With the advent of the uEXPLORER scanner, the PET/CT scan has evolved to a total-body imaging in clinics. And its superior performance has made it a powerful tool in oncological applications. [18–19, 27–28] The ultra-high sensitivity provides the feasibility of a fast PET scan in routine practice for an improvement of patient comfort and an increased throughput. This study assessed the image quality from the phantom and clinical perspectives to explore a fast PET scan protocol with consistent image quality to that in a routine digital PET scanner. The PET acquisition using a routine PET/CT scanner in a step-and-shoot mode takes about 10–20 minutes for the body part and an additional ~ 3 minutes for the head to cover the scan range from the skull to the mid-thigh. However, in the total-body PET/CT scanner with an AFOV of 194cm, the PET acquisition can be performed with only one bed position to cover the entire patient body. The study demonstrated a fast PET scan with 30–45 seconds acquisition can provide comparable image quality according to the phantom study and the intra-individual comparison in 30 oncological patients. Furthermore, the study can be regarded as a methodology for an inter-scanner comparison, even for a multi-center study. As known, PET/CT plays an important role in timely monitoring of the therapeutic responses in various diseases, such as lymphoma, where multiple PET/CT scans are needed.  Multiple PET/CT scans for a certain patient in the inter-scanner studies always require a consistent image quality to improve the accuracy of the assessment. Therefore, the standardization and optimization of 18F-FDG protocols are essential in inter-scanner studies as illustrated in the study.
In this study, phantom-based study was performed with a standard NEMA/IEC NU-2 phantom. The phantom was selected since it is a simulation of the patient’s morphology and tracer distribution and commonly used in the image quality assessment of PET studies. However, in whole-body or total-body PET studies, the scan range of the patients, either from the skull to the mid-thigh or from the skull to the feet, were much larger than the phantom height. And for the total-body PET scans with uEXPLORER, the patient’s body were scanned with different parts of the PET detector along the AFOV. During the design of the phantom study, the limited axial coverage of this phantom has been considered. Thanks to the consistent sensitivity of the PET scanners along the AFOV of uEXPLORER , the image quality of the patient body can be regarded uniform. Therefore, the standard NEMA/IEC NU-2 phantom was used to assess the image quality in the total-body PET studies.

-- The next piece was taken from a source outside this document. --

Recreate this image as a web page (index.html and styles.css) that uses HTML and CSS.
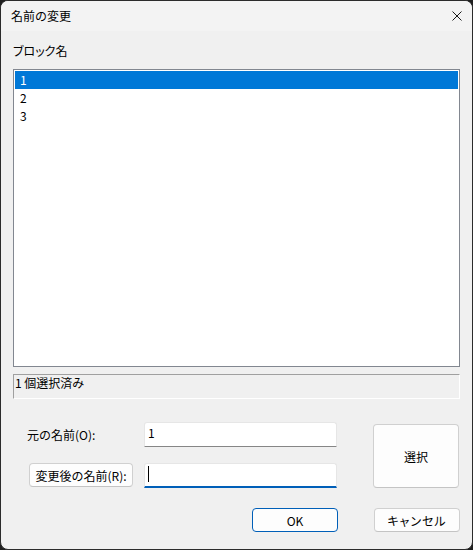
FILE: index.html
```html
<!DOCTYPE html>
<html lang="ja">

<head>
    <meta charset="UTF-8">
    <meta name="viewport" content="width=device-width, initial-scale=1.0">
    <title>名前の変更</title>
    <link rel="stylesheet" href="styles.css">
</head>

<body>
    <div class="window">
        <!-- Title bar -->
        <div class="titlebar">
            <span class="title">名前の変更</span>
            <button class="close" type="button" aria-label="閉じる">
                <svg width="10" height="10" viewBox="0 0 10 10">
                    <path d="M0.5 0.5 L9.5 9.5 M9.5 0.5 L0.5 9.5" stroke="#1a1a1a" stroke-width="1" fill="none" />
                </svg>
            </button>
        </div>

        <div class="content">
            <div class="group-label"><span class="kana">ブロック</span>名</div>

            <!-- Block list -->
            <ul class="listbox">
                <li class="item selected">1</li>
                <li class="item">2</li>
                <li class="item">3</li>
            </ul>

            <div class="status">1 個選択済み</div>

            <!-- Rename form -->
            <div class="rename-grid">
                <label class="field-label" for="oldName">元の名前(O):</label>
                <div class="textbox" id="oldName">1</div>
                <button class="btn btn-pick" type="button">選択</button>

                <button class="btn btn-label" type="button">変更後の名前(R):</button>
                <div class="textbox focused"><span class="caret"></span></div>
            </div>

            <div class="actions">
                <button class="btn btn-default" type="button">OK</button>
                <button class="btn" type="button"><span class="kana wide">キャンセル</span></button>
            </div>
        </div>
    </div>
</body>

</html>
```

FILE: styles.css
```css
* {
    margin: 0;
    padding: 0;
    box-sizing: border-box;
}

body {
    background-color: #1f1f1f;
    font-family: "Noto Sans CJK JP", "Noto Sans", sans-serif;
    font-size: 12px;
    color: #000000;
}

/* katakana runs are set proportionally */
.kana {
    font-feature-settings: "palt";
}

.kana.wide {
    letter-spacing: 1px;
}

.window {
    width: 473px;
    height: 550px;
    border: 1px solid #2b2b2b;
    border-radius: 8px;
    background-color: #f0f0f0;
    overflow: hidden;
    display: flex;
    flex-direction: column;
}

.titlebar {
    height: 30px;
    background-color: #f3f3f3;
    display: flex;
    align-items: center;
    justify-content: space-between;
    padding-left: 10px;
    padding-right: 10px;
}

.title {
    line-height: 16px;
}

.close {
    border: none;
    background: none;
    width: 10px;
    height: 10px;
    display: flex;
}

.content {
    padding: 12px 12px 0 12px;
    display: flex;
    flex-direction: column;
}

.group-label {
    line-height: 16px;
    margin-bottom: 10px;
}

.listbox {
    list-style: none;
    height: 298px;
    background-color: #ffffff;
    border: 1px solid #828790;
    padding: 1px;
}

.item {
    height: 18px;
    line-height: 18px;
    padding-left: 5px;
}

.item.selected {
    background-color: #0078d7;
    color: #ffffff;
}

.status {
    margin-top: 7px;
    height: 25px;
    border-top: 1px solid #a0a0a0;
    border-left: 1px solid #a0a0a0;
    border-right: 1px solid #ffffff;
    border-bottom: 1px solid #ffffff;
    padding-left: 1px;
    line-height: 16px;
}

.rename-grid {
    margin-top: 23px;
    margin-left: 14px;
    display: grid;
    grid-template-columns: 117px 193px 36px 86px;
    grid-template-rows: 25px 25px;
    row-gap: 16px;
}

.field-label {
    align-self: center;
    line-height: 16px;
}

.textbox {
    background-color: #ffffff;
    border: 1px solid #e6e6e6;
    border-bottom: 1px solid #868686;
    border-radius: 3px 3px 0 0;
    padding: 2px 0 0 3px;
    line-height: 16px;
}

.textbox.focused {
    border-bottom: 2px solid #005fb8;
    padding-top: 2px;
}

.caret {
    display: block;
    width: 1px;
    height: 16px;
    background-color: #000000;
}

.btn {
    font-family: inherit;
    font-size: 12px;
    color: #000000;
    background-color: #fdfdfd;
    border: 1px solid #d0d0d0;
    border-bottom-color: #c4c4c4;
    border-radius: 4px;
}

.btn-pick {
    grid-column: 4;
    grid-row: 1 / span 2;
    margin-top: 2px;
}

.btn-label {
    grid-column: 1;
    grid-row: 2;
    width: 104px;
    height: 24px;
    margin-left: 2px;
}

.rename-grid .textbox.focused {
    grid-column: 2;
    grid-row: 2;
}

.actions {
    margin-top: 20px;
    display: flex;
    justify-content: flex-end;
    gap: 36px;
}

.actions .btn {
    width: 86px;
    height: 24px;
}

.btn-default {
    border: 1px solid #005fb8;
}
```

In the clinical part, the patients were randomly enrolled in the study without strict exclusion criteria, such as age, preparation during the uptake, diabetes, patient size, and cancer type. The enrolled patients group can be regarded as an epitome of the clinical practice. The enrolled patients in the study included almost all the common cancer types where the lesion uptake SUVmax varying from 1.0 to 40. The body mass index (BMI), known as an impact factor on the image quality [29, 30], of the enrolled patients varied in a large range (from 18.1 to 30.4). In addition, they were found to have accompanying diseases other than cancer, such as liver cirrhosis, ascites or with complication of systemic inflammation. And thus, the results of the study indicated a high compatibility and feasibility in the clinical practice.
Furthermore, the reference protocol in uMI 780 was a typical clinical protocol used in our hospital, with a compromise of the image quality and patient throughput. Although not optimal, the protocols obtained in the study can provide image quality as that in routine oncological studies. Based on the results in the qualitative and quantitative analysis, this study proposed a protocol using a 30s-45s acquisition on uEXPLORER with a consistent image quality to that on uMI 780. The phantom and clinical study showed slightly different results. It is well understood that the phantom study can just simulate the patient morphology and tracer distribution in a simplified way. In the phantom study, the tracer were uniformly distributed in the background and in each hot sphere. However, the tracer distribution in patients was totally different, and with more complexity. The patient related factors, such as body weight, blood glucose level, and liver cirrhosis, can impact the tracer distribution. And thus, a phantom with more anthropomorphic structures and different administered activity will be considered in future studies. Other factors may also impact the results of the clinical study. Due to the different reconstruction slice thickness, it was sometimes difficult to find the same slice between the uEXPLORER and uMI 780 images. The variation between two consecutive slices can induce a bias of the results. In future studies, it can be improved by using an average of several consecutive slices to minimize such bias or drawing a volume of interest (VOI) instead of ROI.
Our study had several limitations. The scans are always performed in a step-and-shoot mode with multiple bed positions with some overlap in a whole-body PET acquisition, whereas the total-body PET acquisition are performed with one bed position to cover the entire patient body. However, in the phantom study, we simplified the acquisition protocol using one bed position for both the scanners. In addition, we only assessed the image quality of the patient body, and assessment on patient head was beyond the scope of the study. Due to the intrinsic limitation of the phantom study, it was difficult to study patients with diversities. Furthermore, the lesions selected in the clinical study were all less than 40mm in diameter according to the sphere size in the phantom study, which may lead a bias on the results.